The teacher-student network consists of a frozen pre-trained teacher model and a trainable student model. Particularly, we follow previous work using the same network architecture and distill hierarchical knowledge for the teacher-student network [23, 7]. Formally, let $F^{k}_{t}\in\mathbb{R}^{D^{k}\times H^{k}\times W^{k}}$ and $F^{k}_{s}\in\mathbb{R}^{D^{k}\times H^{k}\times W^{k}}$ denote the feature tensors of the $k$ th block of the teacher and student models, respectively. For notation consistency, this paper uses $F_{i}^{k}(:,h,w)\in\mathbb{R}^{D^{k}\times 1}$ to denote the 1-D channel-wise feature at location $(w,h)$ from the feature tensor, and $F_{i}^{k}(d,:,:)\in\mathbb{R}^{H^{k}\times W^{k}}$ to represent the 2-D spatial feature map in the channel $d$ , where $i\in\{t,s\}$ .

During training, the tensor $F^{k}_{t}$ extracted from $I_{normal}$ is treated as the learning target. Then, we optimize the student network to produce a reconstructed feature tensor $F^{k}_{s}$ that is close to the target tensor $F^{k}_{t}$ . Following previous works [20, 23, 10], we compute the channel-wise feature distances along the channel axis for the $k$ th teacher-student blocks:

M^{k}(h,w)=1-\frac{(F^{k}_{t}(:,h,w))^{T}\cdot F^{k}_{s}(:,h,w)}{\|F^{k}_{t}(:% ,h,w)\|_{2}\cdot\|F^{k}_{s}(:,h,w)\|_{2}},

(1)

where $\|\cdot\|_{2}$ is the L $2$ norm. By calculate the cosine similarity distance along the channel axis in (1), we obtain a 2-D distance map $M^{k}\in\mathbb{R}^{H^{k}\times W^{k}}$ . Considering the hierarchical knowledge distillation, the channel-wise distillation loss is defined as the aggregation of the multi-scale channel-wise distance maps:

\mathcal{L}_{cd}=\sum_{k=1}^{K}[\frac{1}{H^{k}W^{k}}\sum_{h=1}^{H}\sum_{w=1}^{% W}M^{k}(h,w)],

(2)

where $K$ denotes the number of blocks in both teacher and student networks. Note, previous knowledge distillation methods for anomaly detection are typically performed using the channel-wise distance in (2) [20, 23, 10].
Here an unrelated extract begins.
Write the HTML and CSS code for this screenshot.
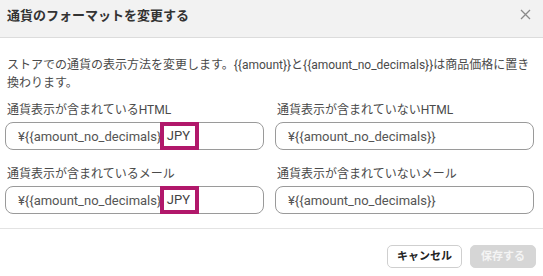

Apart from encouraging the channel-wise feature consistency, we consider adding spatial feature matching for activation map alignment. Spatial feature distillation refers to having the student network learn the features of the teacher network along a feature map for each dimension. We use KL divergence for spatial-wise distillation:

\mathcal{L}_{sd}=\sum_{k}^{K}\sum_{d}^{D}\Phi(F_{t}^{k}(d,:,:))\cdot log\frac{% \Phi(F_{t}^{k}(d,:,:))}{\Phi(F_{s}^{k}(d,:,:))},

(3)

where $\Phi(\cdot)$ denotes the probability value:

\Phi(F^{k}(d,h,w))=\frac{exp(F^{k}(d,h,w))}{\sum_{h}^{H}\sum_{w}^{W}exp(F^{k}(% d,h,w))}.

(4)

Unlike the channel-wise loss in (2) focusing on local consistency, minimizing the KL divergence of the feature maps between teacher-student models in (3) encourages the global alignment of spatial activations. By spatial-channel distillation via jointly optimizing $\mathcal{L}_{sd}$ and $\mathcal{L}_{cd}$ , we allow the teacher-student network to maintain better local-global continuous consistency.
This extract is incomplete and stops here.